To be done: Where a line holds "React", copy it.

Provided material:
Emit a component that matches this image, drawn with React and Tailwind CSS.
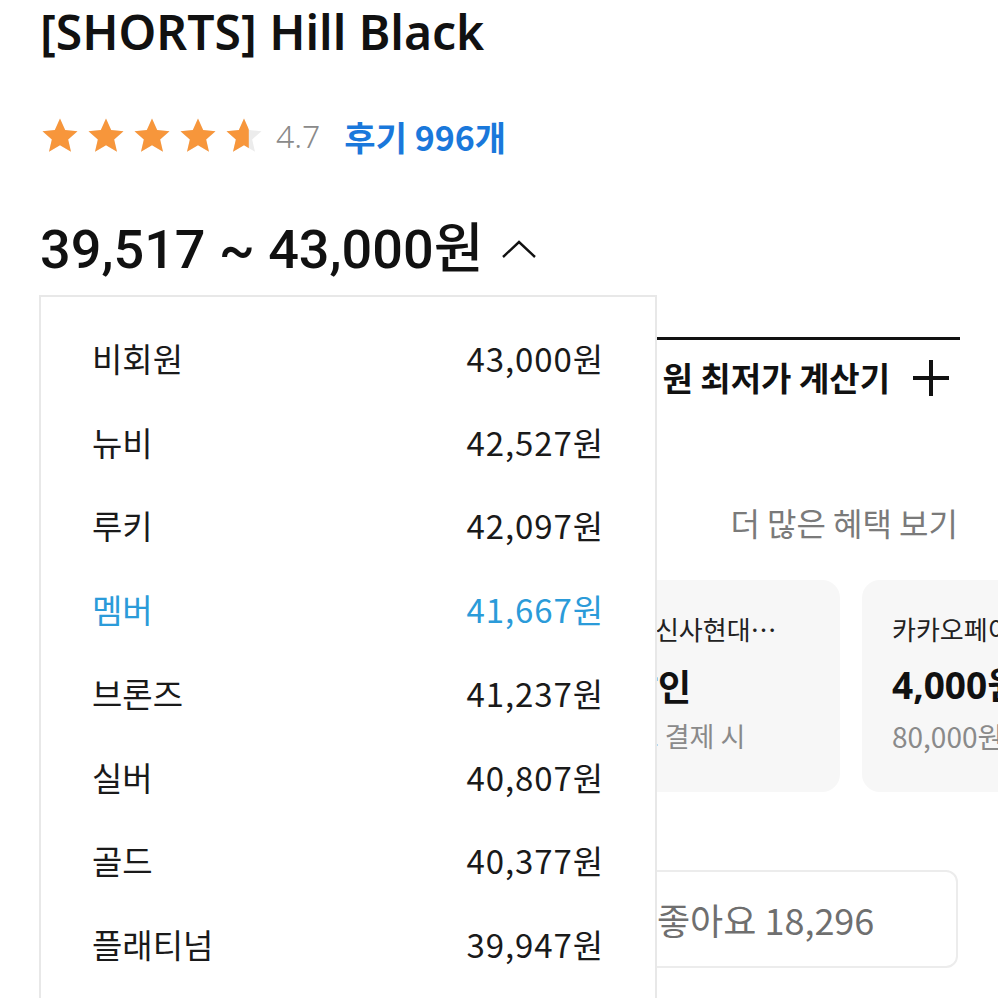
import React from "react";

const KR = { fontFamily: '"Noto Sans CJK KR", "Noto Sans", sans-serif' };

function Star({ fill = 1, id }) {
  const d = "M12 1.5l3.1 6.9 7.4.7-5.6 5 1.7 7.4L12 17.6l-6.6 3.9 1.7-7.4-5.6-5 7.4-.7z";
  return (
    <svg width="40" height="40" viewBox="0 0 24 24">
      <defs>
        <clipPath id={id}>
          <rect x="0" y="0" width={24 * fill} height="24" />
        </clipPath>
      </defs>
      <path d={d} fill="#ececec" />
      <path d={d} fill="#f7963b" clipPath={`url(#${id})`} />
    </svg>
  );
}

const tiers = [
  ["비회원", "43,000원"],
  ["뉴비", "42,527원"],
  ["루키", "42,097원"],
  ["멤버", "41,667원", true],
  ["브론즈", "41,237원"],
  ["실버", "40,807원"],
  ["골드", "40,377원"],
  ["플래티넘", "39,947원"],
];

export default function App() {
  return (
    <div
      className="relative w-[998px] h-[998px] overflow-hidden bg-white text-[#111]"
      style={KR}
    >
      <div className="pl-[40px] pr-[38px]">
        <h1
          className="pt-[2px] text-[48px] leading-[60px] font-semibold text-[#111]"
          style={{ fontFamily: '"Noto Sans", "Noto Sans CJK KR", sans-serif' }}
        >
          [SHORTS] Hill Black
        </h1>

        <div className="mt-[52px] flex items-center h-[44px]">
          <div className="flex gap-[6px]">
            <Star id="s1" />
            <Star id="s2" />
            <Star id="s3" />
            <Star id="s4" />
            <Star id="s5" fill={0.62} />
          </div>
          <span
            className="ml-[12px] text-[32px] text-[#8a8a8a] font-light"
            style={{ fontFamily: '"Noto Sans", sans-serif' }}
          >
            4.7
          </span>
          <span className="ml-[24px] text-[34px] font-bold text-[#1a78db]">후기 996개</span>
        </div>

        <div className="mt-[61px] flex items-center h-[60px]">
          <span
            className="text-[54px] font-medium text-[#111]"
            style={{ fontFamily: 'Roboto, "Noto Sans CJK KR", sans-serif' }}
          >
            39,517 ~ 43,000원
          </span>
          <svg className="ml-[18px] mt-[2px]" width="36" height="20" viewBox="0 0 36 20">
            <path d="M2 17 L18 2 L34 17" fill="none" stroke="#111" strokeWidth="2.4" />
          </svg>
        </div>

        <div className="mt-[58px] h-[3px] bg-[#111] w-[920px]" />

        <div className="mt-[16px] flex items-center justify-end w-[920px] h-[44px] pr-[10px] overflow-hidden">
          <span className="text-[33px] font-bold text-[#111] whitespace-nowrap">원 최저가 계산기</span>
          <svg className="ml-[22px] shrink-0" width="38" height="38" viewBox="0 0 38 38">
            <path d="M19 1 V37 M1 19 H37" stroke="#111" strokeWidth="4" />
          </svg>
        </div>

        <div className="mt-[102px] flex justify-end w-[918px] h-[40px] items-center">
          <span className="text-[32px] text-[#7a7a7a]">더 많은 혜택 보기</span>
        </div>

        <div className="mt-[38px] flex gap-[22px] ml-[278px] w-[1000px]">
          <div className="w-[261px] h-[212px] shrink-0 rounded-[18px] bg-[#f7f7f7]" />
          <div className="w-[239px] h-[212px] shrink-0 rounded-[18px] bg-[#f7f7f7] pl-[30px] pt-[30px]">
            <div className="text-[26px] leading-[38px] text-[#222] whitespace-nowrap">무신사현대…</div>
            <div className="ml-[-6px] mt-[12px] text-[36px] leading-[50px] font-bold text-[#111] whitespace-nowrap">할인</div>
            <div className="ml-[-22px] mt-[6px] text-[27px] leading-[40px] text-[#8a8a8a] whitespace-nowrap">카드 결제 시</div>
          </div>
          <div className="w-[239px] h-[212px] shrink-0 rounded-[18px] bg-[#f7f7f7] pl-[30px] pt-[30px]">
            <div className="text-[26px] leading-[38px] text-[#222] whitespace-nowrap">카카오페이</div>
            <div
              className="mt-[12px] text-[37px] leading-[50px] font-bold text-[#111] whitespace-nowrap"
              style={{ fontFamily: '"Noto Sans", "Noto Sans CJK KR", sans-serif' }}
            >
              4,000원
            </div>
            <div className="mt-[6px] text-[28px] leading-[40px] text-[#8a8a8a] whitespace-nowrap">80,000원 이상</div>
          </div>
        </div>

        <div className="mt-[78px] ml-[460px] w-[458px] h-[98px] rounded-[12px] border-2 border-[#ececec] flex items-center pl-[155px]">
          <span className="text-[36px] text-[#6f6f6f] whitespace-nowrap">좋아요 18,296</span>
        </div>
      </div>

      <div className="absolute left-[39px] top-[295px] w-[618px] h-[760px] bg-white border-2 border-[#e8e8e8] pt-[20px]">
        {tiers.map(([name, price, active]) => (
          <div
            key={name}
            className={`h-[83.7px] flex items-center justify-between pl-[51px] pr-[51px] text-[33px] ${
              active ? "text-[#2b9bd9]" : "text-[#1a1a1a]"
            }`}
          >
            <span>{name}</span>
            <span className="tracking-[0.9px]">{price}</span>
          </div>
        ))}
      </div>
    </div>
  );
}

Full output:
Emit a component that matches this image, drawn with React and Tailwind CSS.
import React from "react";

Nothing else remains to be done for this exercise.